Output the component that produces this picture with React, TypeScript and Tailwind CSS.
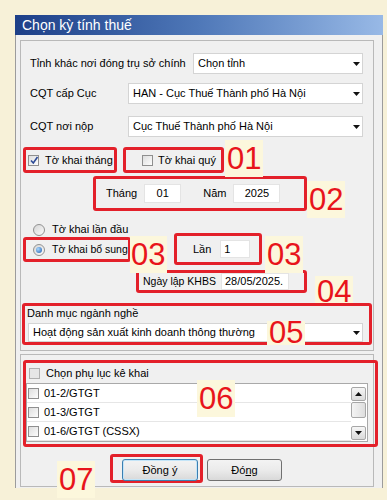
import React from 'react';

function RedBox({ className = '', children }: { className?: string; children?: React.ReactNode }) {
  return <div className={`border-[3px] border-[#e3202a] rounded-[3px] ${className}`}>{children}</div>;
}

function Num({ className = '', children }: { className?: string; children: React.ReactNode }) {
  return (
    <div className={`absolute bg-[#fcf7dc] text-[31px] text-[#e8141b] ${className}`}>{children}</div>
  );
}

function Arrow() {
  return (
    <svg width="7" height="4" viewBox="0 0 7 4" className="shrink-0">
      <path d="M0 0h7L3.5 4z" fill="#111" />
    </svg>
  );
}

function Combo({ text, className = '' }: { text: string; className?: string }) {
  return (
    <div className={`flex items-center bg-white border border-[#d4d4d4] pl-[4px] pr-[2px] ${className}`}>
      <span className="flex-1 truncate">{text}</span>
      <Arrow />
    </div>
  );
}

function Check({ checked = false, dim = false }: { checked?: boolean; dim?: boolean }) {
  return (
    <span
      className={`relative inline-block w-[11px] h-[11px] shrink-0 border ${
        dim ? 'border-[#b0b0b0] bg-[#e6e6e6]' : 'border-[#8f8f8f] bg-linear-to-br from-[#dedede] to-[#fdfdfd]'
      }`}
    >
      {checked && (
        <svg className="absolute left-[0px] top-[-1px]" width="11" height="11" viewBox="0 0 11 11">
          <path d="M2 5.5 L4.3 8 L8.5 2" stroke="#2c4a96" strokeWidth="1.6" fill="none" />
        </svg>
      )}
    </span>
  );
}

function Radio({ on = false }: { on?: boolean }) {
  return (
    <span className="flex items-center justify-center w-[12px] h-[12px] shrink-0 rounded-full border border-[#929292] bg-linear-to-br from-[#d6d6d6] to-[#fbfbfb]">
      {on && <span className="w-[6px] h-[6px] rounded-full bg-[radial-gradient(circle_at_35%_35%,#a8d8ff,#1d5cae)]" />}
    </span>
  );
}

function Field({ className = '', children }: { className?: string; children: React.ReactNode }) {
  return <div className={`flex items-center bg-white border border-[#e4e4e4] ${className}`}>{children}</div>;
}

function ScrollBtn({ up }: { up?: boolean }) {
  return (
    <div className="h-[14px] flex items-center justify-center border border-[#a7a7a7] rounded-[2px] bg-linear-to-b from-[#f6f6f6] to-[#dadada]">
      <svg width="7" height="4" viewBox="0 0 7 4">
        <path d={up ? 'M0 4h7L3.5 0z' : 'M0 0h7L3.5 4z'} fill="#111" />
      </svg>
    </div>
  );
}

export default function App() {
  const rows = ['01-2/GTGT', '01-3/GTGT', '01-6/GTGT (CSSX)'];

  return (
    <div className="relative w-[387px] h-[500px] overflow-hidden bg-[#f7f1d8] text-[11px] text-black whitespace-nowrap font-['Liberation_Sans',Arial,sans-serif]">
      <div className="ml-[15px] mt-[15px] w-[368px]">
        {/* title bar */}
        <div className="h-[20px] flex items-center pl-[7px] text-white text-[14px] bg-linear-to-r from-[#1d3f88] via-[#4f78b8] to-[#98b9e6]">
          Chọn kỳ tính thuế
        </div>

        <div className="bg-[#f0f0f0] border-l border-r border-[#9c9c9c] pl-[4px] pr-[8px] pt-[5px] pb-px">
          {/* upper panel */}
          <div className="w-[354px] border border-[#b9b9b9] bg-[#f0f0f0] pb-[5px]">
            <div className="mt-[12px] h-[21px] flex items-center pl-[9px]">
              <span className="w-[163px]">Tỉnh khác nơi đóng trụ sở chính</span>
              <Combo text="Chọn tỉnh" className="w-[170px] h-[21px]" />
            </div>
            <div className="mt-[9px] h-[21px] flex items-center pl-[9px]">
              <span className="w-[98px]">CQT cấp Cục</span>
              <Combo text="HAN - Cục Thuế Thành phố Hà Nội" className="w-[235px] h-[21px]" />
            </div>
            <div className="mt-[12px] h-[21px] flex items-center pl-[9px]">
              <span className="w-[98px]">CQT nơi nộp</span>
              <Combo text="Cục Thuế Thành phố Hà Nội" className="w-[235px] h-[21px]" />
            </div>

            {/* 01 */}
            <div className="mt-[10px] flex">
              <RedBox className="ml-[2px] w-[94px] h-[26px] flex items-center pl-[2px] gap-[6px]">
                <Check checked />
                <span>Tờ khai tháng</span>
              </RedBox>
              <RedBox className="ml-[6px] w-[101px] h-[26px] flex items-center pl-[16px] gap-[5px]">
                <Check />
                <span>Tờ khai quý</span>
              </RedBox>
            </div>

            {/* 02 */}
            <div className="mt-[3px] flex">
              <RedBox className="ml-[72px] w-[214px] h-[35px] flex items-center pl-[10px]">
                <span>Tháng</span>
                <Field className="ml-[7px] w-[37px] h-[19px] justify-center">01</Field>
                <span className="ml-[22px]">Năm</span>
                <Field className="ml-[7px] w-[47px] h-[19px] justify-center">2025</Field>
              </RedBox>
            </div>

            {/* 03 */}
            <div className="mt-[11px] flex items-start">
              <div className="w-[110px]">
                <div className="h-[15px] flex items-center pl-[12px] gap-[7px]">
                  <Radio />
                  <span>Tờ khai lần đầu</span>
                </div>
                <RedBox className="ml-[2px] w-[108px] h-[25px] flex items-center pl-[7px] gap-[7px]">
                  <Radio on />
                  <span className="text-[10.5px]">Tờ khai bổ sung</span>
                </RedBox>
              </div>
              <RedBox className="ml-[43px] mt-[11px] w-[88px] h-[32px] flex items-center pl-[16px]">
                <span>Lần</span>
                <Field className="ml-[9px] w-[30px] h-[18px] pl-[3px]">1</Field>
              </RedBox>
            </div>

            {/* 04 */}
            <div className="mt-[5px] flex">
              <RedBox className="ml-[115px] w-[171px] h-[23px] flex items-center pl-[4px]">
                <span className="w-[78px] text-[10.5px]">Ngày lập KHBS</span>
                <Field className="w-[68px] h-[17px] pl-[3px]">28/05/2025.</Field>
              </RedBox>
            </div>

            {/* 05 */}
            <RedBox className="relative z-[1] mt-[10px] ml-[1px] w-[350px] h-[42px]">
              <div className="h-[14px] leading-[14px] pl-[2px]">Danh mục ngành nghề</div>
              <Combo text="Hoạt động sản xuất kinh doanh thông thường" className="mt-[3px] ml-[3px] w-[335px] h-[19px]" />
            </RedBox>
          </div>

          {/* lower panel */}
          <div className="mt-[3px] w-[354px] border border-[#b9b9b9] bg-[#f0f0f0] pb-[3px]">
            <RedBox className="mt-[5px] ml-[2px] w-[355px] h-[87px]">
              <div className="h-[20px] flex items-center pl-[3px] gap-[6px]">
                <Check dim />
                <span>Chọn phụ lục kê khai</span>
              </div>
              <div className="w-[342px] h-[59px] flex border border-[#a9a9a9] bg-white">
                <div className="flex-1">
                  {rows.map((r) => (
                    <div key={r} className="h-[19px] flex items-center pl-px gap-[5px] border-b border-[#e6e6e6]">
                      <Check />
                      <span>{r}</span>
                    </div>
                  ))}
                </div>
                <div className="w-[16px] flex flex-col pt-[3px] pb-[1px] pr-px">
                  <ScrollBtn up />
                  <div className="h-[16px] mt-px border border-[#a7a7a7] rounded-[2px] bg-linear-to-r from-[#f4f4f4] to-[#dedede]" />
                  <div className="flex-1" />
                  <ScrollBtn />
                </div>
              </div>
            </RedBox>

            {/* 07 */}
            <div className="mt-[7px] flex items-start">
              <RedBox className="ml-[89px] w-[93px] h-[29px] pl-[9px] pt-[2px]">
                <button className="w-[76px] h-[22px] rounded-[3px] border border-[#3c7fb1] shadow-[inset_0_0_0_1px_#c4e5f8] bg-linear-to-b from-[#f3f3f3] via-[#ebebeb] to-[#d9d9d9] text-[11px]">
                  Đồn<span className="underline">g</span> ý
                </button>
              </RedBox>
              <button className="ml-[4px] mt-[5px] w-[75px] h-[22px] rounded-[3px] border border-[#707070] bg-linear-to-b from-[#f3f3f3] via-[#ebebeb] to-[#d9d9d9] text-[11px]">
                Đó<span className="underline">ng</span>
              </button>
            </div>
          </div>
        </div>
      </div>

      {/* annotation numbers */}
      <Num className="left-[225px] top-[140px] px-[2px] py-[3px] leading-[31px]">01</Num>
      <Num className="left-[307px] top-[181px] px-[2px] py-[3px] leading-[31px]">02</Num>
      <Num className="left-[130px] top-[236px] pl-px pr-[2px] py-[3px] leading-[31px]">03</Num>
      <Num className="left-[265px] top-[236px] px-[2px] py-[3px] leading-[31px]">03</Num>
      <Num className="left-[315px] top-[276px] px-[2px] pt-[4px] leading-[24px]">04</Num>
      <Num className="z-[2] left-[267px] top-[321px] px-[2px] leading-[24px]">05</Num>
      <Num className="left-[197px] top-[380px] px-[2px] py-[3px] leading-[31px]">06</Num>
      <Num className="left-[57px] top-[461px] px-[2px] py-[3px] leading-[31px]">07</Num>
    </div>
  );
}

◆ What you have to do
Everything from the first line of the listing above through the line that contains "import React from 'react';" is to be restated word for word, minus the pictures.

◆ Solution to the exercise
Output the component that produces this picture with React, TypeScript and Tailwind CSS.
import React from 'react';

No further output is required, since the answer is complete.